Few visit Merchant’s Meet purely for leisure, but travelers seeking fine goods, exotic imports, and hard-to-find alchemical ingredients flock here. The city’s gambling halls and underground fighting pits offer entertainment to those with coin to spare, while the Golden Row caters to high-end clientele with luxurious inns and private auctions.
Merchant’s Meet is a city built upon itself, old caravans turned into homes, ancient market stalls incorporated into permanent buildings. Its structures are an eclectic blend of wood, stone, and cloth, with many homes doubling as storefronts.
Positioned at the crossroads between Bordersword and Stargaze, Merchant’s Meet is built on relatively flat terrain, its outskirts blending into farmlands and small woodland patches.
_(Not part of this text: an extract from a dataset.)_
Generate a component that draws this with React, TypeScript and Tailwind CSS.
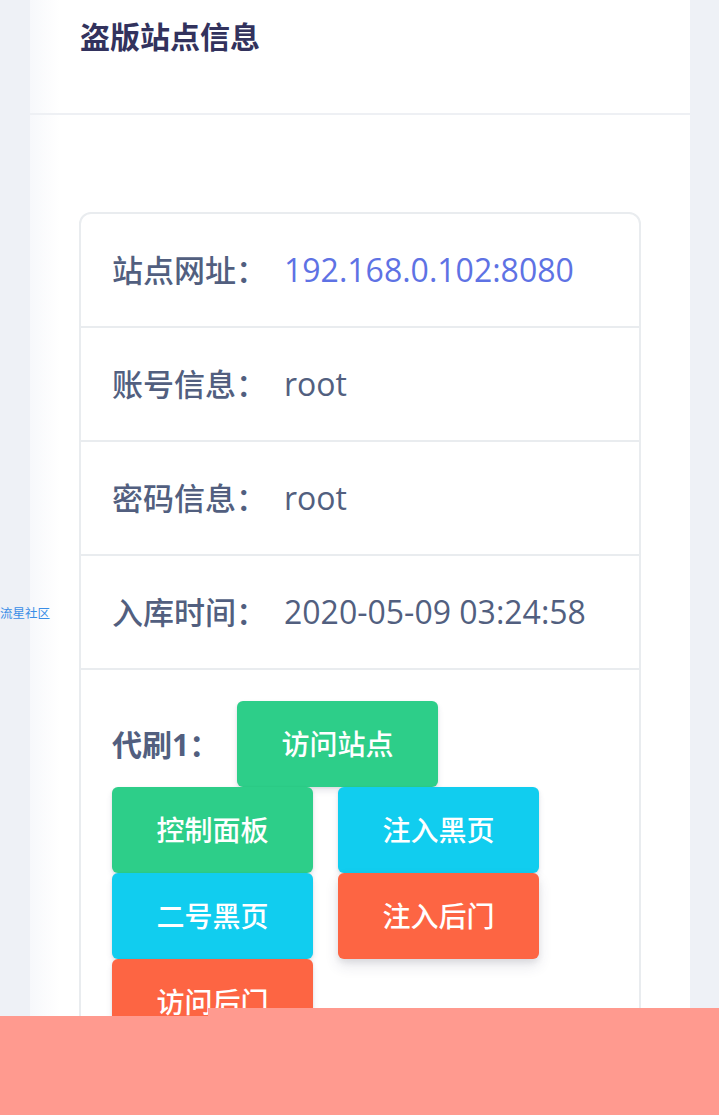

The city experiences mild seasons, with warm summers and cool, rainy winters. The frequent trade activity means that dust and the scent of foreign spices are a near-constant presence in the air.
Merchant’s Meet itself has few natural resources, relying entirely on trade. However, its proximity to Bordersword grants it access to military-grade steel, while Stargaze provides fresh produce and exotic goods from Kibonoji.